Chaque fois, il a renforcé l’impression première que j’avais eue : il avait, lui aussi, pris une claque monumentale le soir du 21 avril 2002. Mais, à la différence de bien d’autres, il n’a pas fait porter l’échec sur le dos de ces Françaises et Français incapables de voter intelligemment. Il a acquis, peu à peu, l’intime conviction que ce n’étaient pas les femmes et les hommes socialistes que les électrices et les électeurs avaient repoussé, mais le décalage entre leurs actes avec leurs promesses.

SES POSITIONS EN ACCORD AVEC SON NIVEAU DE REFLEXION

Je n’ai donc pas été étonné quand il a pris position pour le non au Traité constitutionnel européen, car il mettait simplement ses positions en accord avec son niveau de réflexion. Il a été vilipendé, chahuté, décrié et n’a tiré aucun bénéfice, en termes de popularité, de cette première prise de position en accord avec son souhait de rassembler la Gauche. Et d’ailleurs, je n’aurais pas eu un avis personnel différent de celui que j’ai pris, même si Fabius avait approuvé le texte. On a d’ailleurs vite décidé de lui faire payer sa position jugée hérétique, bien qu’elle ait été validée par le résultat du référendum.

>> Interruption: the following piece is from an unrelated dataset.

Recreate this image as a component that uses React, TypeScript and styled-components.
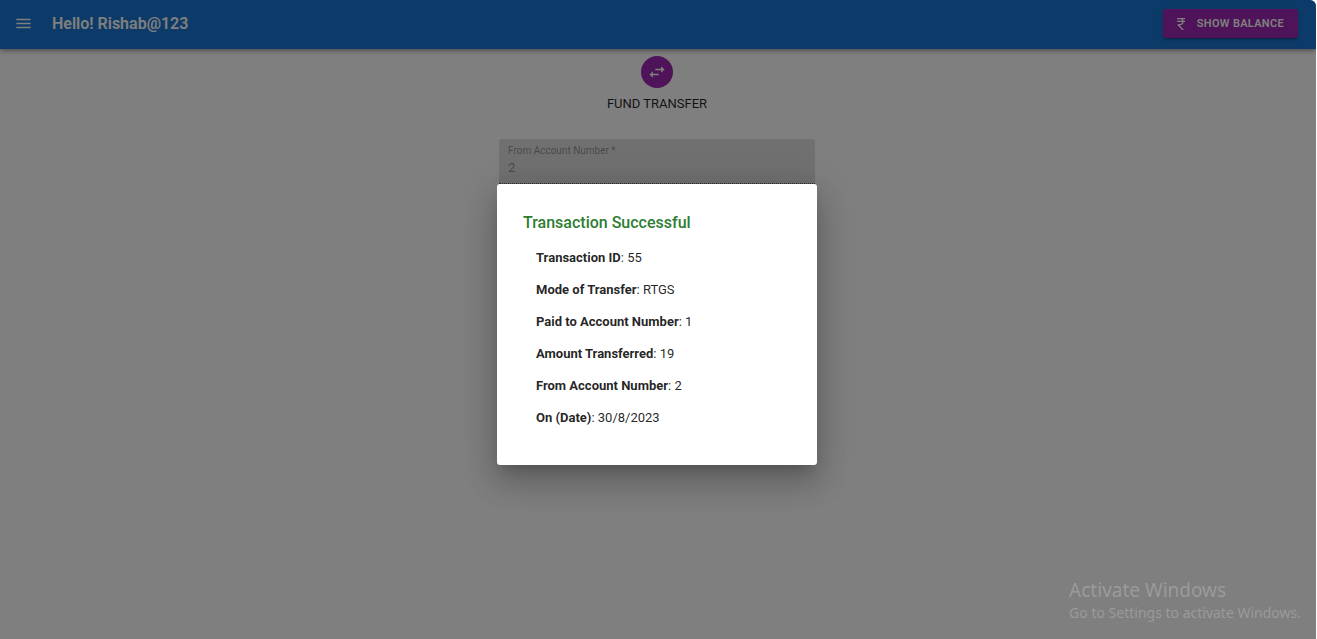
import React from "react";
import styled, { createGlobalStyle } from "styled-components";
import { MdMenu, MdCurrencyRupee, MdSwapHoriz } from "react-icons/md";

const GlobalStyle = createGlobalStyle`
  *, *::before, *::after { box-sizing: border-box; }
  body {
    margin: 0;
    background: #fff;
    color: rgba(0, 0, 0, 0.87);
    font-family: Roboto, "Liberation Sans", sans-serif;
  }
`;

const Page = styled.div`
  position: relative;
  min-height: 100vh;
  margin-right: 1px;
  border-top-right-radius: 6px;
  overflow: hidden;
  background: #fff;
`;

const AppBar = styled.header`
  display: flex;
  align-items: center;
  height: 49px;
  padding: 0 18px 2px 14px;
  background: #1976d2;
  color: #fff;
  box-shadow: 0 2px 3px -1px rgba(0, 0, 0, 0.2), 0 3px 4px rgba(0, 0, 0, 0.14),
    0 1px 8px rgba(0, 0, 0, 0.12);
`;

const MenuButton = styled.button`
  display: flex;
  margin: 0 19px 0 0;
  padding: 0;
  border: 0;
  background: none;
  color: inherit;
  font-size: 19px;
`;

const Greeting = styled.h1`
  flex: 1;
  margin: 0;
  font-size: 16px;
  line-height: 26px;
  font-weight: 600;
`;

const BalanceButton = styled.button`
  display: flex;
  align-items: center;
  gap: 8px;
  height: 29px;
  padding: 0 14px 0 10px;
  border: 0;
  border-radius: 3px;
  background: #9c27b0;
  color: #fff;
  font: 600 11px/20px Roboto, sans-serif;
  letter-spacing: 0.02857em;
  text-transform: uppercase;
  box-shadow: 0 2px 1px -1px rgba(0, 0, 0, 0.2), 0 2px 2px rgba(0, 0, 0, 0.14),
    0 1px 4px rgba(0, 0, 0, 0.12);

  svg { font-size: 16px; }
`;

const Main = styled.main`
  display: flex;
  flex-direction: column;
  align-items: center;
  padding: 7px 2px 0 0;
`;

const Avatar = styled.div`
  display: flex;
  align-items: center;
  justify-content: center;
  width: 32px;
  height: 32px;
  border-radius: 50%;
  background: #9c27b0;
  color: #fff;
  font-size: 20px;
`;

const Title = styled.h2`
  margin: 6px 0 25px;
  font-size: 13px;
  line-height: 20px;
  font-weight: 400;
`;

const Field = styled.div`
  display: flex;
  flex-direction: column;
  width: 316px;
  height: 45px;
  padding: 6px 9px 0;
  border-bottom: 1px dotted rgba(0, 0, 0, 0.6);
  border-radius: 3px 3px 0 0;
  background: rgba(0, 0, 0, 0.12);
`;

const FieldLabel = styled.label`
  font-size: 10px;
  line-height: 12px;
  color: rgba(0, 0, 0, 0.38);
`;

const FieldInput = styled.input`
  width: 100%;
  height: 22px;
  padding: 0;
  border: 0;
  background: none;
  color: rgba(0, 0, 0, 0.38);
  font: 400 13px/22px Roboto, sans-serif;
`;

const Backdrop = styled.div`
  position: absolute;
  inset: 0;
  display: flex;
  align-items: center;
  justify-content: center;
  padding: 10px 2px 0 0;
  background: rgba(0, 0, 0, 0.5);
`;

const Dialog = styled.section`
  width: 320px;
  padding: 26px 26px 31px;
  border-radius: 3px;
  background: #fff;
  box-shadow: 0 9px 12px -6px rgba(0, 0, 0, 0.2),
    0 19px 30px 2px rgba(0, 0, 0, 0.14), 0 7px 37px 6px rgba(0, 0, 0, 0.12);
`;

const DialogTitle = styled.h2`
  margin: 0 0 6px;
  font-size: 16px;
  line-height: 26px;
  font-weight: 500;
  color: #2e7d32;
`;

const Details = styled.dl`
  margin: 0;
  padding: 0 13px;
`;

const Detail = styled.div`
  font-size: 13px;
  line-height: 32px;

  dt, dd { display: inline; margin: 0; }
  dt { font-weight: 700; }
`;

const Watermark = styled.aside`
  position: absolute;
  right: 15px;
  bottom: 16px;
  color: rgba(255, 255, 255, 0.22);
  font-family: "Noto Sans", sans-serif;
`;

const WatermarkTitle = styled.p`
  margin: 0;
  font-size: 19px;
  line-height: 26px;
`;

const WatermarkText = styled.p`
  margin: 0;
  font-size: 14px;
  line-height: 20px;
`;

const details = [
  ["Transaction ID", "55"],
  ["Mode of Transfer", "RTGS"],
  ["Paid to Account Number", "1"],
  ["Amount Transferred", "19"],
  ["From Account Number", "2"],
  ["On (Date)", "30/8/2023"],
];

export default function App() {
  return (
    <Page>
      <GlobalStyle />
      <AppBar>
        <MenuButton aria-label="Open menu"><MdMenu /></MenuButton>
        <Greeting>Hello! Rishab@123</Greeting>
        <BalanceButton><MdCurrencyRupee />Show Balance</BalanceButton>
      </AppBar>
      <Main>
        <Avatar><MdSwapHoriz /></Avatar>
        <Title>FUND TRANSFER</Title>
        <Field>
          <FieldLabel htmlFor="from-account">From Account Number *</FieldLabel>
          <FieldInput id="from-account" defaultValue="2" disabled />
        </Field>
      </Main>
      <Backdrop>
        <Dialog role="dialog" aria-modal="true" aria-labelledby="dialog-title">
          <DialogTitle id="dialog-title">Transaction Successful</DialogTitle>
          <Details>
            {details.map(([name, value]) => (
              <Detail key={name}><dt>{name}</dt>: <dd>{value}</dd></Detail>
            ))}
          </Details>
        </Dialog>
      </Backdrop>
      <Watermark>
        <WatermarkTitle>Activate Windows</WatermarkTitle>
        <WatermarkText>Go to Settings to activate Windows.</WatermarkText>
      </Watermark>
    </Page>
  );
}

Tous ces faits cumulés ont renforcé ma confiance dans sa sincérité, car j’ai tellement vu de mentors échanger leurs convictions pour un plat de lentilles spéciales " ambition ", que je ne doute plus de sa sincérité. Il lutte avec constance et sérénité pour démontrer qu’il a évolué à contre-courant, ce qui n’est pas commun, car il a tiré les enseignements du 21 avril et du 19 mai

En effet, alors que tous les autres tendent vers une " social démocratie blairisante ", il prône le rassemblement de ces forces de gauche qui s’épuisent… à lui casser  du sucre sur le dos ! Paradoxe extraordinaire d’un homme d’Etat jugé comme " social traître " par une partie de son camp, et " social opportuniste " par ses partenaires, et qui continue à vouloir défendre malgré tout une ligne unitaire. Son courage politique de restituer aux idées leur valeur m’a séduit, car la facilité aurait été de s’aligner sur l’opinion dominante, calquée sur les sondages.

Pourquoi, s’il n’est pas sincère, défend-il le principe de la carte scolaire alors que l’on sait bien que les classes moyennes y sont opposées ? Pourquoi insiste-t-il sur la laïcité, alors que cette valeur n’atteint pas des sommets de popularité en raison de la montée des communautarismes ? Pourquoi lui, le bourgeois décrié (mais ses concurrents sont-ils des fils d’ouvriers ?) se préoccuperait-il du pouvoir d’achat des travailleurs, alors que les patrons sont supposés être ses protégés ? Pourquoi se mettrait-il a exiger une Europe sociale, environnementale, alors que la tendance est plutôt à fermer les yeux sur les dangers de l’extension de son territoire ? Ses convictions sont simplement les miennes, et j’en oublie sa personne.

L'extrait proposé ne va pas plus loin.